■ **EXERCISE DIRECTIONS**: Find how many lines of the listing below include the word "Tailwind", then report the number by itself.

■ **MATERIAL**:
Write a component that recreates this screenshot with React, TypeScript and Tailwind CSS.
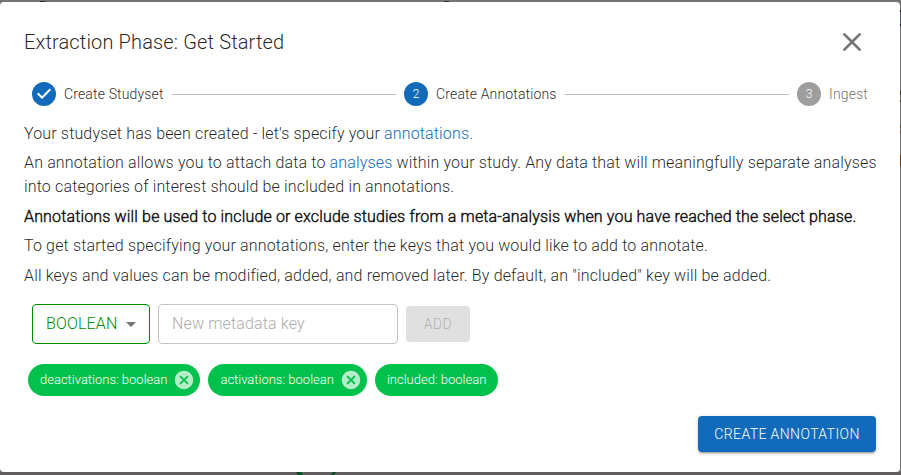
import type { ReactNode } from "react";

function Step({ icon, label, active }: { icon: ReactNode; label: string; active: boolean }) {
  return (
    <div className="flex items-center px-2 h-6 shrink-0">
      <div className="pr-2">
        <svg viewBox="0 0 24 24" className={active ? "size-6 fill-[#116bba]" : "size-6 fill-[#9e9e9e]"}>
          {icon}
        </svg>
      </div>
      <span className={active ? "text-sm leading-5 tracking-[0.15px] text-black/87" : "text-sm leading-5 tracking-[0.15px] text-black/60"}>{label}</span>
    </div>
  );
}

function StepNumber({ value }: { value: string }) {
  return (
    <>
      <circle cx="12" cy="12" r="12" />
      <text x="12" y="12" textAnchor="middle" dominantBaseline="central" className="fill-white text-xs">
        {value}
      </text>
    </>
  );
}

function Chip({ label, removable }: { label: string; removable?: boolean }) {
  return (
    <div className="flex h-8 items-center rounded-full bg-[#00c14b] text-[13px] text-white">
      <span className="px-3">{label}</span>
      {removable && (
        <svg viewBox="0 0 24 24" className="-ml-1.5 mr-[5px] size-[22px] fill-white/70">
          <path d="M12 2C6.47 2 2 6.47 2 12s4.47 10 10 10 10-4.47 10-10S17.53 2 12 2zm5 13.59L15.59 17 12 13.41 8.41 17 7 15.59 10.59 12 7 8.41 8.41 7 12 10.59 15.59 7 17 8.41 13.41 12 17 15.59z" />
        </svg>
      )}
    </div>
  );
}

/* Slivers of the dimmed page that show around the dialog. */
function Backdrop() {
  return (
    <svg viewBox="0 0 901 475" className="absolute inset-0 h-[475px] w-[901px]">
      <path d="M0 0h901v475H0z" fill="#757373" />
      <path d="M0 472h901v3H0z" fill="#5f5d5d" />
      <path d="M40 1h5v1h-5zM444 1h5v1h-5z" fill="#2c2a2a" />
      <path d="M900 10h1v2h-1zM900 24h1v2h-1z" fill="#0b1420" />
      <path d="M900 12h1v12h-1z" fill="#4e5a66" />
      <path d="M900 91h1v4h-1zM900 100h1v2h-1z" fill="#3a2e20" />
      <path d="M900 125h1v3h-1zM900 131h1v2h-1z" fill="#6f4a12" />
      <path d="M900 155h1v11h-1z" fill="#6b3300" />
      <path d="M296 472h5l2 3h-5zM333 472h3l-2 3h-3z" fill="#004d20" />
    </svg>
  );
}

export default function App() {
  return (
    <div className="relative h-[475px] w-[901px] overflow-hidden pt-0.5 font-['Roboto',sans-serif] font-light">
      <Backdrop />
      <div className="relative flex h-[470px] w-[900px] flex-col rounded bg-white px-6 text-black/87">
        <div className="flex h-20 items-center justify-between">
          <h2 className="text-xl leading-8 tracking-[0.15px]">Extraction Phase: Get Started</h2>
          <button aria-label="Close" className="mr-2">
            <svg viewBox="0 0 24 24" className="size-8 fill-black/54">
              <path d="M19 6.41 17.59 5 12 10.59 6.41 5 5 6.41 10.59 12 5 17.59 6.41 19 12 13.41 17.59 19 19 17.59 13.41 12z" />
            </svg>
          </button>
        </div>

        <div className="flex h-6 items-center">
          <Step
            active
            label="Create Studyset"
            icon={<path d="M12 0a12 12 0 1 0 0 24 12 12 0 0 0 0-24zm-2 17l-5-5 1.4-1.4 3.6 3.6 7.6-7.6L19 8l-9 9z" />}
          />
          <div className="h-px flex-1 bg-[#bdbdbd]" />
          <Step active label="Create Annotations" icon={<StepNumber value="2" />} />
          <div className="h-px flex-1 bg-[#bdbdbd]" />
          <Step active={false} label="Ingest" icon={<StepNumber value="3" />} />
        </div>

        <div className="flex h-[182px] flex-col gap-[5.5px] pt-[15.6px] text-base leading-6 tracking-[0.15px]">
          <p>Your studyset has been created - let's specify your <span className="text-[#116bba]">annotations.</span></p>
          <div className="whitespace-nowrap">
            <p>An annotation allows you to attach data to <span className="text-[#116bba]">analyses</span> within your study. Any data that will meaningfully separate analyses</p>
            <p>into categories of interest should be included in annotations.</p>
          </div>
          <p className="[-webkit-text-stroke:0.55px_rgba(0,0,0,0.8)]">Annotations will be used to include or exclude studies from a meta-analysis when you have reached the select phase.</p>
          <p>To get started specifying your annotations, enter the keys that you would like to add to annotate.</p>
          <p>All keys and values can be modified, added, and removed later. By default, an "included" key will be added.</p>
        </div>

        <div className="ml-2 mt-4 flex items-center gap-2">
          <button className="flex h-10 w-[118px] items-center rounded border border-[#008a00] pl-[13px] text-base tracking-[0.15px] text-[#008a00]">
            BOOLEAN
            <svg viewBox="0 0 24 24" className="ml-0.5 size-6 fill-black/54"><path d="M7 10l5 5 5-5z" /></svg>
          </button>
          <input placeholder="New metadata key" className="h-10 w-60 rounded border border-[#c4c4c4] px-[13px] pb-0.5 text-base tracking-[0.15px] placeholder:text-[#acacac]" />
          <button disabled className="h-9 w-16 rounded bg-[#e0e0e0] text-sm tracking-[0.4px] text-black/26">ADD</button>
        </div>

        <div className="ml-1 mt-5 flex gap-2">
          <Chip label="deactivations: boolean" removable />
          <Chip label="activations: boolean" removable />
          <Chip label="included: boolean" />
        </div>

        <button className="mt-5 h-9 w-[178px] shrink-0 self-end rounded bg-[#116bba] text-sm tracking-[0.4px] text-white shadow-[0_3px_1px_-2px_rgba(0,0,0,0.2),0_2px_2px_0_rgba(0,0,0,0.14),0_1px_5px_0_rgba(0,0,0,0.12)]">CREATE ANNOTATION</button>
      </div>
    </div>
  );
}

==

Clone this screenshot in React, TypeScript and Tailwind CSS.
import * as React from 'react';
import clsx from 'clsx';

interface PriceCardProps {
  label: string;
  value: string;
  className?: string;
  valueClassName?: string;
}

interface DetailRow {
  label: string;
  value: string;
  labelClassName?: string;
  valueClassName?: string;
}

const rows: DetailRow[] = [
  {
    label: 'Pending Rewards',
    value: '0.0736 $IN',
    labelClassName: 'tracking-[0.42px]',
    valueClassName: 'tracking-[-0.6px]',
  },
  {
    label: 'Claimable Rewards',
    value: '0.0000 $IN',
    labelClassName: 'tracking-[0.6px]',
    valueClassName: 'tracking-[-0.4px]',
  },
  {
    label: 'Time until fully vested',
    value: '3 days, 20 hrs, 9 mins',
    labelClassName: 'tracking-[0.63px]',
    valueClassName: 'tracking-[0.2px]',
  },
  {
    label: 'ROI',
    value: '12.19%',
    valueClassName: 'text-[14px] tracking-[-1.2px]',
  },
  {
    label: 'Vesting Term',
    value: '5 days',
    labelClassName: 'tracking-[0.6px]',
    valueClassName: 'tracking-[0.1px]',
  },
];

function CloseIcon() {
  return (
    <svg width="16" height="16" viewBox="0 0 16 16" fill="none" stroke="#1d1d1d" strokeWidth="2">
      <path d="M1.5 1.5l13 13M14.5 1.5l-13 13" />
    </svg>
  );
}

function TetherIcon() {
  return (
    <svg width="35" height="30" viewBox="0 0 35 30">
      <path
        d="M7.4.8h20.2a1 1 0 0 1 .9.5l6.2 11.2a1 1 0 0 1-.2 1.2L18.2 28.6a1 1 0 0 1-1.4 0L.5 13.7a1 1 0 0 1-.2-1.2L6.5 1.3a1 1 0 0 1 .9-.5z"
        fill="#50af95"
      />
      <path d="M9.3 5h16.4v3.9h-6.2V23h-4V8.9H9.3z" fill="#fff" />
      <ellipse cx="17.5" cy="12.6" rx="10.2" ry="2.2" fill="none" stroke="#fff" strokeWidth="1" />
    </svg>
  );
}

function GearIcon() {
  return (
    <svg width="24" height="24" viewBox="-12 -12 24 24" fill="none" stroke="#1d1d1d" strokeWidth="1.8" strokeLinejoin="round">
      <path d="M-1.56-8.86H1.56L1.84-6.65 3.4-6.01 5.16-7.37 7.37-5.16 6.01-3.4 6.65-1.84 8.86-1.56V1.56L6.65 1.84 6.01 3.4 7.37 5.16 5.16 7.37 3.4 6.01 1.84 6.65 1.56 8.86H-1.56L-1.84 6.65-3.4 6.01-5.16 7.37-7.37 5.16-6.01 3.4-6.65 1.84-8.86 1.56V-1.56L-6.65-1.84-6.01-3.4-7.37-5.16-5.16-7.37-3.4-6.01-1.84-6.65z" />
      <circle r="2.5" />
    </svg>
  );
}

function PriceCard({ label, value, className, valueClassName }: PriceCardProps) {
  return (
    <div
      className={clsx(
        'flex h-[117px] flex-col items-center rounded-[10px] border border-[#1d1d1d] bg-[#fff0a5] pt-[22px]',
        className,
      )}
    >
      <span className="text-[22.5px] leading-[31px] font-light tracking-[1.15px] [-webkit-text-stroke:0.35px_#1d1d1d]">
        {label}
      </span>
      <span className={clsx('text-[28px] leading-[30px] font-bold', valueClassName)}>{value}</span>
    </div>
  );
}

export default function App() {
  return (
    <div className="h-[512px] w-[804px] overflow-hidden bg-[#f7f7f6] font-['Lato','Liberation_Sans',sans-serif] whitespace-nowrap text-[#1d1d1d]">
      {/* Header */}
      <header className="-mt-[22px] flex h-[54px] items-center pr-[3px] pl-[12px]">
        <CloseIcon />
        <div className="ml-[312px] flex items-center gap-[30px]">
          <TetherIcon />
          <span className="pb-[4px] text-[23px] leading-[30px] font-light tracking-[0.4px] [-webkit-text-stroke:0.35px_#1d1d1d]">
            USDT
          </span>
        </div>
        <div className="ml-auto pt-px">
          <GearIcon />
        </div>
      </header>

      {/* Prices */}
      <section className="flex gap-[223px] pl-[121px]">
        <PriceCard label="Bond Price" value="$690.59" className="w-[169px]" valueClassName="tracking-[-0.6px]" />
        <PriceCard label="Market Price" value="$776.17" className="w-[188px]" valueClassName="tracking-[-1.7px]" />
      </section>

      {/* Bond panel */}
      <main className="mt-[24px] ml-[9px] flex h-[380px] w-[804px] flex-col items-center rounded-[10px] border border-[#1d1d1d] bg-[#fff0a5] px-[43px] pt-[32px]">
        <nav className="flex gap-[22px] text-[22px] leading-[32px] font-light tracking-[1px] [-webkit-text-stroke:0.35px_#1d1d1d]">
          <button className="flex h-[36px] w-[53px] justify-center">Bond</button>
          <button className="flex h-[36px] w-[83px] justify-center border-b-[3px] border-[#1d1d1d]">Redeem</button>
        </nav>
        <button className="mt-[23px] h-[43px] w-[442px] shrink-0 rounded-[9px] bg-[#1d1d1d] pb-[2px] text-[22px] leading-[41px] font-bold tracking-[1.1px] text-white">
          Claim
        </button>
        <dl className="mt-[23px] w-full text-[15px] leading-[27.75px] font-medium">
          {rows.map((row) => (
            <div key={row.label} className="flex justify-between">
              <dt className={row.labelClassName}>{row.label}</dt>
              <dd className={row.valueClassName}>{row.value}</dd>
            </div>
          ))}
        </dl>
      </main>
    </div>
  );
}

■ **RESULT**: 2